We test TED and TEDStore under Ubuntu 18.04 and 16.04 (note that to run TEDStore, your machine needs to have at least 4GB memory). They require OpenSSL (version 1.1.1d), Leveldb (version 1.22), Boost C++ library, and Snappy. Our test compiles TED and TEDStore using CMake 3.17 and GNU GCC 7.4.0.

sudo apt-get install libboost-all-dev libsnappy-dev 

# openssl
wget -O - https://www.openssl.org/source/openssl-1.1.1d.tar.gz | tar -xz
cd ./openssl-1.1.1d/
./config && make
cd ..

# leveldb
wget -O - https://github.com/google/leveldb/archive/1.22.tar.gz | tar -xz 
mkdir -p ./leveldb-1.22/build && cd "$_" 
cmake -DCMAKE_BUILD_TYPE=Release .. && cmake --build . 
cd ../../

mkdir -p ${PATH_TO_TED}/lib/
mkdir -p ${PATH_TO_TEDStore}/lib/
cp -r openssl-1.1.1d/ ${PATH_TO_TED}/lib/openssl
cp -r leveldb-1.22/ ${PATH_TO_TED}/lib/leveldb
cp -r openssl-1.1.1d/ ${PATH_TO_TEDStore}/lib/openssl
cp -r leveldb-1.22/ ${PATH_TO_TEDStore}/lib/leveldb

TED

TED implements a simulator to analyze the trade-off of different encrypted deduplication approaches, including symmetric-key encryption, message-locked encryption (MLE), MinHash encryption and TED itself.

To use TED, switch your current working directory to TED/.

Configuration

TED builds on CM-Sketch to count the frequency of each plaintext chunk. You can configure the parameters of CM-Sketch in ./include/define.h, in order to decide: (i) whether using CM-Sketch for count; (ii) if yes, the width and depth of CM-Sketch.

/*sketch configuration*/
#define SKETCH_ENABLE 1  // 1: using sketch 0: using hash table
#define SKETCH_DEPTH 4 // the depth of sketch
#define SKETCH_WIDTH (2<<20) // the width of sketch

In addition, since TED is a simulator working on the fingerprints of chunks, you need to specify the number of bytes taken by each fingerprint in ./include/define.h. For example, for FSL trace, it is 6 bytes; for MS trace, it is 5 bytes.

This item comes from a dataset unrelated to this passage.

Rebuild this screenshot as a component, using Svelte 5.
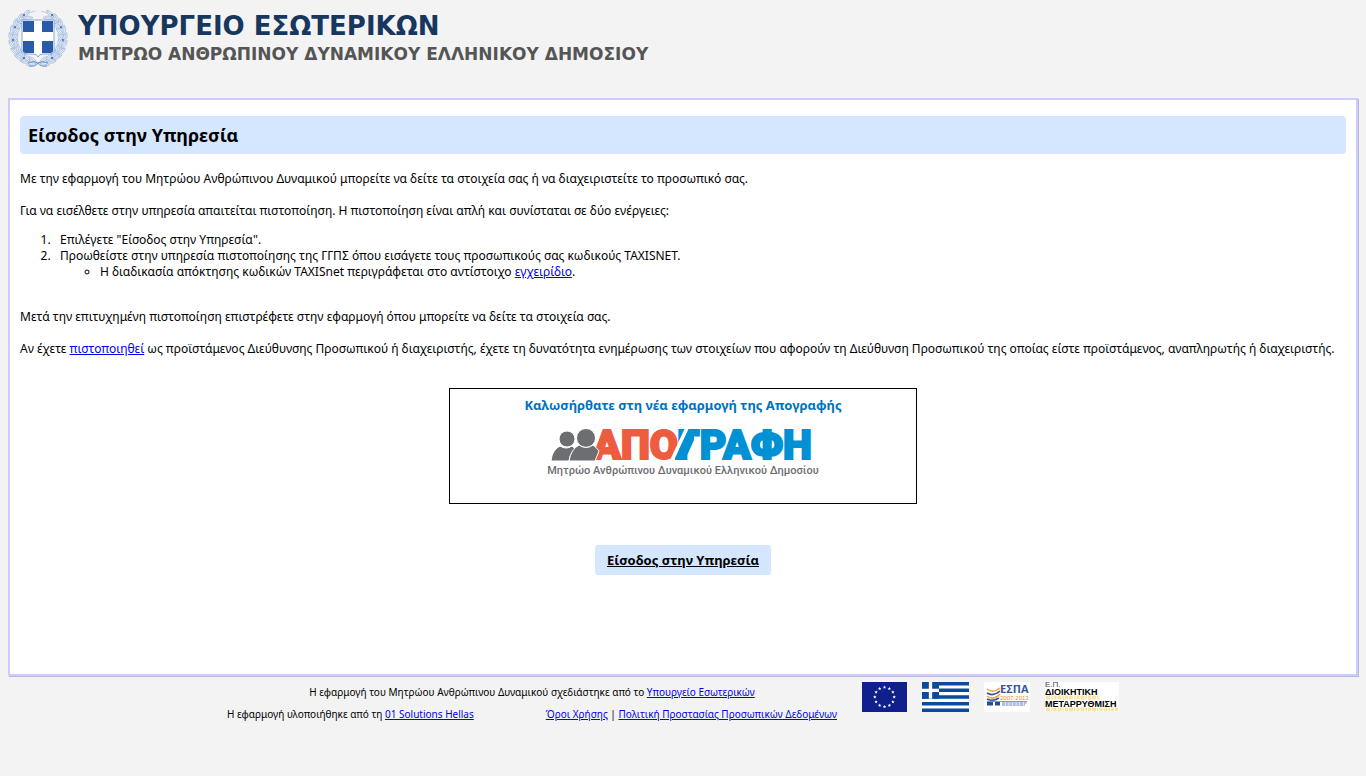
<script>
  const center = { x: 30, y: 30 };

  // Laurel leaves, mirrored on both sides of the shield
  const leaves = [];
  for (let i = 0; i < 10; i++) {
    const angle = 104 + i * 15.5;
    const rad = (angle * Math.PI) / 180;
    for (const [radius, tilt] of [[27, -22], [22.5, 24]]) {
      leaves.push({
        x: center.x + radius * Math.cos(rad),
        y: center.y + radius * Math.sin(rad),
        turn: angle + 90 + tilt
      });
    }
  }

  const stars = Array.from({ length: 12 }, (_, i) => {
    const cx = 22.5 + 9.7 * Math.sin((i * Math.PI) / 6);
    const cy = 15 - 9.7 * Math.cos((i * Math.PI) / 6);
    const points = Array.from({ length: 10 }, (_, k) => {
      const r = k % 2 ? 0.8 : 1.8;
      const a = (k * Math.PI) / 5;
      return `${(cx + r * Math.sin(a)).toFixed(2)},${(cy - r * Math.cos(a)).toFixed(2)}`;
    });
    return points.join(' ');
  });
</script>

<div class="page">
  <header>
    <svg class="emblem" viewBox="0 0 60 60" role="img" aria-label="Ελληνική Δημοκρατία">
      {#snippet branch()}
        <path d="M27 56 C12 55 4 45 4 31 C4 17 13 6 27 3" fill="none" stroke="#a9c0e2" stroke-width="0.8" />
        {#each leaves as leaf}
          <path
            d="M-5 0 Q0 -3.600 5 0 Q0 3.600 -5 0 M-3 0 H3"
            transform="translate({leaf.x} {leaf.y}) rotate({leaf.turn})"
            fill="#f0f3f9"
            stroke="#8dabd8"
            stroke-width="0.6"
          />
        {/each}
        <circle cx="16" cy="7" r="1" fill="#2f5fa8" />
        <circle cx="7" cy="19" r="0.9" fill="#2f5fa8" />
        <circle cx="5" cy="32" r="0.9" fill="#2f5fa8" />
        <circle cx="16" cy="50" r="1" fill="#2f5fa8" />
      {/snippet}
      {@render branch()}
      <g transform="translate(60 0) scale(-1 1)">{@render branch()}</g>
      <path d="M20 55 Q26 52 30 55 Q34 52 40 55 M21 58 Q28 59 30 55 Q32 59 39 58" fill="none" stroke="#6c92ca" />
      <path d="M14 12 H46 V44 Q45 46 41 46 H35 Q31 46 30 49 Q29 46 25 46 H19 Q15 46 14 44 Z" fill="#fff" stroke="#86a6d5" stroke-width="1" />
      <path d="M15 13 H26 V24 H15 Z M34 13 H45 V24 H34 Z M15 33 H26 V45 H19 Q15 45 15 43 Z M34 33 H45 V43 Q45 45 41 45 H34 Z" fill="#2a5ba8" />
    </svg>
    <div>
      <h1>ΥΠΟΥΡΓΕΙΟ ΕΣΩΤΕΡΙΚΩΝ</h1>
      <p class="subtitle">ΜΗΤΡΩΟ ΑΝΘΡΩΠΙΝΟΥ ΔΥΝΑΜΙΚΟΥ ΕΛΛΗΝΙΚΟΥ ΔΗΜΟΣΙΟΥ</p>
    </div>
  </header>

  <main>
    <h2>Είσοδος στην Υπηρεσία</h2>
    <p>Με την εφαρμογή του Μητρώου Ανθρώπινου Δυναμικού μπορείτε να δείτε τα στοιχεία σας ή να διαχειριστείτε το προσωπικό σας.</p>
    <p>Για να εισέλθετε στην υπηρεσία απαιτείται πιστοποίηση. Η πιστοποίηση είναι απλή και συνίσταται σε δύο ενέργειες:</p>
    <ol>
      <li>Επιλέγετε "Είσοδος στην Υπηρεσία".</li>
      <li>
        Προωθείστε στην υπηρεσία πιστοποίησης της ΓΓΠΣ όπου εισάγετε τους προσωπικούς σας κωδικούς TAXISNET.
        <ul>
          <li>Η διαδικασία απόκτησης κωδικών TAXISnet περιγράφεται στο αντίστοιχο <a href="#manual">εγχειρίδιο</a>.</li>
        </ul>
      </li>
    </ol>
    <p>Μετά την επιτυχημένη πιστοποίηση επιστρέφετε στην εφαρμογή όπου μπορείτε να δείτε τα στοιχεία σας.</p>
    <p>Αν έχετε <a href="#certified">πιστοποιηθεί</a> ως προϊστάμενος Διεύθυνσης Προσωπικού ή διαχειριστής, έχετε τη δυνατότητα ενημέρωσης των στοιχείων που αφορούν τη Διεύθυνση Προσωπικού της οποίας είστε προϊστάμενος, αναπληρωτής ή διαχειριστής.</p>

    <section class="banner">
      <h3>Καλωσήρθατε στη νέα εφαρμογή της Απογραφής</h3>
      <svg width="276" height="52" viewBox="-7 0 276 52" role="img" aria-label="Απογραφή">
        <text x="41" y="31" class="mark red">ΑΠΟ</text>
        <text x="125" y="31" class="mark blue">ΓΡΑΦΗ</text>
        <path d="M137 0 L123 30 L120 34 L118 32 L133 0 Z" fill="#fff" />
        <path d="M137 1 H142 V12 L133 32 H123 V30 Z" fill="#0090d4" />
        <g fill="#6d6e71" stroke="#fff" stroke-width="1">
          <circle cx="15" cy="11" r="8" />
          <path d="M-1 33 Q0 22 8 18 Q14 22 20 18 Q23 20 23 22 Q18 25 17 33 Z" />
          <circle cx="34" cy="10" r="9.500" />
          <path d="M17 33 Q19 21 27 17 Q34 22 41 17 Q45 20 47 23 L43 33 Z" />
        </g>
        <text x="131" y="46" class="tagline">Μητρώο Ανθρώπινου Δυναμικού Ελληνικού Δημοσίου</text>
      </svg>
    </section>

    <a class="enter" href="#login">Είσοδος στην Υπηρεσία</a>
  </main>

  <footer>
    <div class="credits">
      <p>Η εφαρμογή του Μητρώου Ανθρώπινου Δυναμικού σχεδιάστηκε από το <a href="#ministry">Υπουργείο Εσωτερικών</a></p>
      <div class="links">
        <span>Η εφαρμογή υλοποιήθηκε από τη <a href="#solutions">01 Solutions Hellas</a></span>
        <span><a href="#terms">Όροι Χρήσης</a> | <a href="#privacy">Πολιτική Προστασίας Προσωπικών Δεδομένων</a></span>
      </div>
    </div>
    <div class="logos">
      <svg width="45" height="30" viewBox="0 0 45 30" role="img" aria-label="Ευρωπαϊκή Ένωση">
        <rect width="45" height="30" fill="#0f1f8c" />
        {#each stars as points}
          <polygon {points} fill="#fff" />
        {/each}
      </svg>
      <svg width="47" height="30" viewBox="0 0 47 30" role="img" aria-label="Ελλάδα">
        <rect width="47" height="30" fill="#fff" />
        <path d="M0 1.700H47 M0 8.300H47 M0 15H47 M0 21.700H47 M0 28.300H47" stroke="#0b4a9c" stroke-width="3.400" />
        <rect width="17" height="16.700" fill="#0b4a9c" />
        <path d="M8.500 0V16.700 M0 8.300H17" stroke="#fff" stroke-width="3.300" />
      </svg>
      <svg width="46" height="30" viewBox="0 0 46 30" role="img" aria-label="ΕΣΠΑ 2007-2013">
        <rect width="46" height="30" fill="#fff" />
        <g fill="none" stroke-width="1.600">
          <path d="M3 7 Q9 12 16 6" stroke="#f3a43c" />
          <path d="M3 11 Q9 15 16 9" stroke="#35549b" />
          <path d="M3 14 Q9 19 16 12" stroke="#f3a43c" />
          <path d="M3 17 Q9 20 15 16" stroke="#35549b" />
        </g>
        <text x="16" y="11" class="espa">ΕΣΠΑ</text>
        <text x="16" y="18" class="years">2007-2013</text>
        <path d="M3 19.500H43" stroke="#35549b" stroke-width="0.6" />
        <path d="M3 20H9V23.500H3Z M11 20H16V23.500H11Z" fill="#2a4b9b" />
        <path d="M18 21H43 M18 23H41" stroke="#6680b5" stroke-dasharray="3 0.6" />
      </svg>
      <svg width="74" height="30" viewBox="0 0 74 30" role="img" aria-label="Ε.Π. Διοικητική Μεταρρύθμιση">
        <rect width="74" height="30" fill="#fff" />
        <path d="M1 15.500H55 M1 27.500H73" stroke="#fbe3a0" stroke-width="4" stroke-dasharray="4 1 1.500 1 3 1" />
        <text x="0" y="5" class="ep">Ε.Π.</text>
        <text x="0" y="13" class="reform">ΔΙΟΙΚΗΤΙΚΗ</text>
        <text x="0" y="25" class="reform">ΜΕΤΑΡΡΥΘΜΙΣΗ</text>
      </svg>
    </div>
  </footer>
</div>

<style>
  :global(body) {
    margin: 0;
    background: #f3f3f3;
  }

  .page {
    padding: 8px;
    font-family: "Noto Sans", sans-serif;
    font-size: 12px;
    line-height: 16px;
    color: #000;
  }

  h1, h2, h3, p, ol, ul {
    margin: 0;
  }

  a {
    color: #00e;
  }

  svg {
    overflow: visible;
  }

  header {
    display: flex;
    gap: 10px;
    height: 90px;
    font-family: "DejaVu Sans", sans-serif;
  }

  .emblem {
    width: 60px;
    height: 60px;
    flex: none;
  }

  h1 {
    color: #17375e;
    font-size: 26px;
    line-height: 36px;
  }

  .subtitle {
    color: #555;
    font-size: 17px;
    font-weight: bold;
    line-height: 20px;
  }

  main {
    display: flex;
    flex-direction: column;
    gap: 16px;
    padding: 16px 10px 99px;
    border: 2px solid #ccccff;
    background: #fff;
    box-shadow: 1px 1px 0 #b8b8e0;
  }

  h2 {
    margin-bottom: 1px;
    padding: 0 8px;
    border-radius: 4px;
    background: #d5e6ff;
    font-size: 18px;
    line-height: 38px;
  }

  ol {
    margin: -3px 0 13px;
    padding-left: 40px;
  }

  ol > li::marker {
    content: counter(list-item) ".\a0\a0\a0";
  }

  ul {
    padding-left: 40px;
  }

  ul > li::marker {
    content: normal;
  }

  .banner {
    display: flex;
    flex-direction: column;
    align-items: center;
    gap: 15px;
    box-sizing: border-box;
    width: 468px;
    max-width: 100%;
    min-height: 116px;
    margin: 15px auto 0;
    padding: 8px;
    border: 1px solid #000;
  }

  h3 {
    color: #0073bd;
    font-size: 13px;
  }

  .mark {
    font: 900 41px Roboto, sans-serif;
    stroke-width: 2px;
  }

  .red {
    fill: #ee5c3f;
    stroke: #ee5c3f;
  }

  .blue {
    fill: #0090d4;
    stroke: #0090d4;
  }

  .tagline {
    font: 500 11px Roboto, sans-serif;
    fill: #6d6e71;
    text-anchor: middle;
  }

  .enter {
    align-self: center;
    margin-top: 25px;
    padding: 0 12px;
    border-radius: 2px;
    background: #d5e6ff;
    color: #000;
    font-size: 13px;
    font-weight: bold;
    line-height: 30px;
  }

  footer {
    display: flex;
    justify-content: center;
    gap: 25px;
    padding: 6px 20px 0 0;
    font-size: 10px;
  }

  .credits {
    display: flex;
    flex-direction: column;
    gap: 6px;
    width: 610px;
    padding-top: 2px;
    text-align: center;
  }

  .links {
    display: flex;
    justify-content: space-between;
  }

  .logos {
    display: flex;
    gap: 15px;
  }

  .espa {
    font: bold 11px "Open Sans", sans-serif;
    fill: #35549b;
  }

  .years {
    font: 6px "Liberation Sans", sans-serif;
    fill: #f08a2c;
  }

  .ep {
    font: 8px "Liberation Sans", sans-serif;
    fill: #444;
  }

  .reform {
    font: bold 9px "Liberation Sans", sans-serif;
  }
</style>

#define FP_SIZE (6) // for FSL trace
// if use MS trace, FP_SIZE = 5

Build

We provide a script to build TED. You can run it as follows:

bash ./script/setup.sh

This produces executable files in ./bin.

Usage

TED simulates the results of five encrypted deduplication approaches.

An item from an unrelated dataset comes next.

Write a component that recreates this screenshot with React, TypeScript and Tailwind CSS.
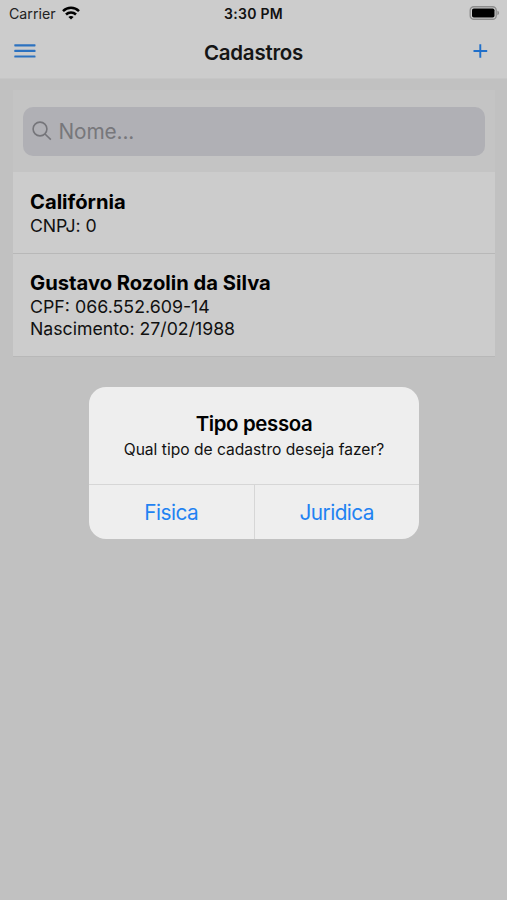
import React from "react";

function StatusBar() {
  return (
    <div className="relative flex h-[27px] items-center justify-between pl-[9px] pr-[7px]">
      <div className="flex items-center gap-[6px]">
        <span className="text-[14.2px] leading-[18px] text-[#222]">Carrier</span>
        <svg width="18" height="14" viewBox="0 0 18 14" fill="none" stroke="#000" strokeWidth="2.5" className="mb-[2px]">
          <path d="M1 5.1C5.5 0.7 12.5 0.7 17 5.1" />
          <path d="M4 8.5C6.8 5.7 11.2 5.7 14 8.5" />
          <path d="M6.4 10.9C7.9 9.6 10.1 9.6 11.6 10.9L9 13.5Z" fill="#000" stroke="none" />
        </svg>
      </div>
      <span className="absolute left-0 top-[5px] w-full text-center text-[14px] font-semibold leading-[18px] tracking-[0.3px] text-[#111]">3:30 PM</span>
      <svg width="31" height="14" viewBox="0 0 31 14" className="mb-[1px]">
        <rect x="1.2" y="0.75" width="26" height="12.5" rx="3.6" fill="none" stroke="#8c8c8c" strokeWidth="1.3" />
        <rect x="3" y="2.5" width="22.5" height="9" rx="1.8" fill="#000" />
        <path d="M28.4 4.8C30.6 5.4 30.6 8.6 28.4 9.2Z" fill="#8c8c8c" />
      </svg>
    </div>
  );
}

function NavBar() {
  return (
    <div className="flex h-[51px] items-center justify-between pl-[14px] pr-[19px]">
      <svg width="22" height="14" viewBox="0 0 22 14" className="mb-[3px]" fill="#2c72c0">
        <rect x="0.3" y="0.2" width="21.2" height="2.2" rx="0.6" />
        <rect x="0.3" y="5.8" width="21.2" height="2.2" rx="0.6" />
        <rect x="0.3" y="11.4" width="21.2" height="2.2" rx="0.6" />
      </svg>
      <h1 className="mr-[2px] text-[20.5px] font-semibold leading-[26px] tracking-[-0.25px] text-[#151515]">Cadastros</h1>
      <svg width="15" height="14" viewBox="0 0 15 14" className="mb-[3px]" stroke="#1f6fca" strokeWidth="1.9">
        <path d="M0.5 7H14.2M7.3 0.2V13.8" />
      </svg>
    </div>
  );
}

export default function App() {
  return (
    <div className="relative h-[900px] w-[507px] overflow-hidden bg-[#c1c1c1] font-['Inter','Liberation_Sans',sans-serif] text-black">
      <header className="h-[79px] border-b border-[#c6c6c6] bg-[#cccccc]">
        <StatusBar />
        <NavBar />
      </header>
      <main className="ml-[13px] mr-[12px] mt-[11px]">
        <div className="h-[82px] bg-[#c4c4c4] px-[10px] pt-[17px]">
          <div className="flex h-[49px] items-center rounded-[10px] bg-[#b0b0b5] pl-[9px]">
            <svg width="20" height="20" viewBox="0 0 20 20" fill="none" stroke="#75757a" strokeWidth="1.6" className="mb-[2px]">
              <circle cx="8" cy="8" r="6.9" />
              <path d="M13 13L18.8 18.6" />
            </svg>
            <span className="ml-[6.5px] text-[20.8px] leading-[26px] tracking-[-0.1px] text-[#77777b]">Nome...</span>
          </div>
        </div>
        <div className="h-[82px] border-b border-[#b8b8b8] bg-[#cccccc] pl-[17px] pt-[18px]">
          <p className="text-[20.2px] font-bold leading-[24px]">Califórnia</p>
          <p className="pt-px text-[17.7px] leading-[22px] tracking-[-0.1px] text-[#111]">CNPJ: 0</p>
        </div>
        <div className="h-[103px] border-b border-[#b8b8b8] bg-[#cccccc] pl-[17px] pt-[17px]">
          <p className="text-[20.2px] font-bold leading-[24px]">Gustavo Rozolin da Silva</p>
          <p className="pt-px text-[17.8px] leading-[22px] text-[#111]">CPF: 066.552.609-14</p>
          <p className="text-[17.7px] leading-[22px] text-[#111]">Nascimento: 27/02/1988</p>
        </div>
      </main>
      <div className="absolute left-[89px] top-[387px] flex h-[152px] w-[330px] flex-col overflow-hidden rounded-[17px] bg-[#eeeeee]">
        <div className="h-[98px] border-b border-[#d6d6d6] pt-[24px] text-center">
          <h2 className="text-[20.4px] font-semibold leading-[26px] tracking-[-0.35px]">Tipo pessoa</h2>
          <p className="text-[15.6px] leading-[26px] text-[#111]">Qual tipo de cadastro deseja fazer?</p>
        </div>
        <div className="flex flex-1 text-[20.8px] tracking-[-0.55px] text-[#1f82f2]">
          <button className="flex-1 border-r border-[#d6d6d6] pt-[2px]">Fisica</button>
          <button className="flex-1 pt-[2px]">Juridica</button>
        </div>
      </div>
    </div>
  );
}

  • Basic TED (bTED), which follows TED but using a fixed balance parameter t.
  • Full TED (fTED), which implements the full version of TED and automatically configures t for a given storage blowup factor b.
  • MinHash encryption, which encrypts each chunk with a key derived from the minimum fingerprint over a set of its adjacent chunks.
  • MLE, which encrypts each chunk with a key derived from the chunk itself.
  • SKE, which uses random symmetric key for encryption.

You can run the executable file (in ./bin/) of each approach as follows.

# usages for MinHash encryption, MLE and SKE
./TEDSim [inFile] [outFile] [method]

# usage for bTED
./TEDSim [inFile] [outFile] bted [t] [keygenDistribution]

# usage for fTED
./TEDSim [inFile] [outFile] fted [batchSize] [b] [keygenDistribution]
  • inFile is a list of chunk fingerprints; an example of inFile can be found in ./example/.
  • outFile specifies the output file name of the command; specifically, you will obtain two output files, namely outFile.pfreq and outFile.cfreq, which contain the frequency distributions of plaintext and ciphertext chunks, respectively.
  • method specifies the approach that you want to test, and it can be minhash, mle, ske, bted and fted.
  • t defines the balance parameter of bTED.
  • b defines the storage blowup factor of fTED.
  • batchSize defines the number of plaintext chunks processed by the automated parameter configuration in a batch.
  • keygenDistribution defines the probabilistic distribution, based on which TED chooses the key seed; specifically, if keygenDistribution = 0, TED deterministically derives the key seed; otherwise if keygenDistribution = 1, 2, 3 and 4, TED chooses the key seed based on the uniform, poisson, normal and geometric distributions, respectively.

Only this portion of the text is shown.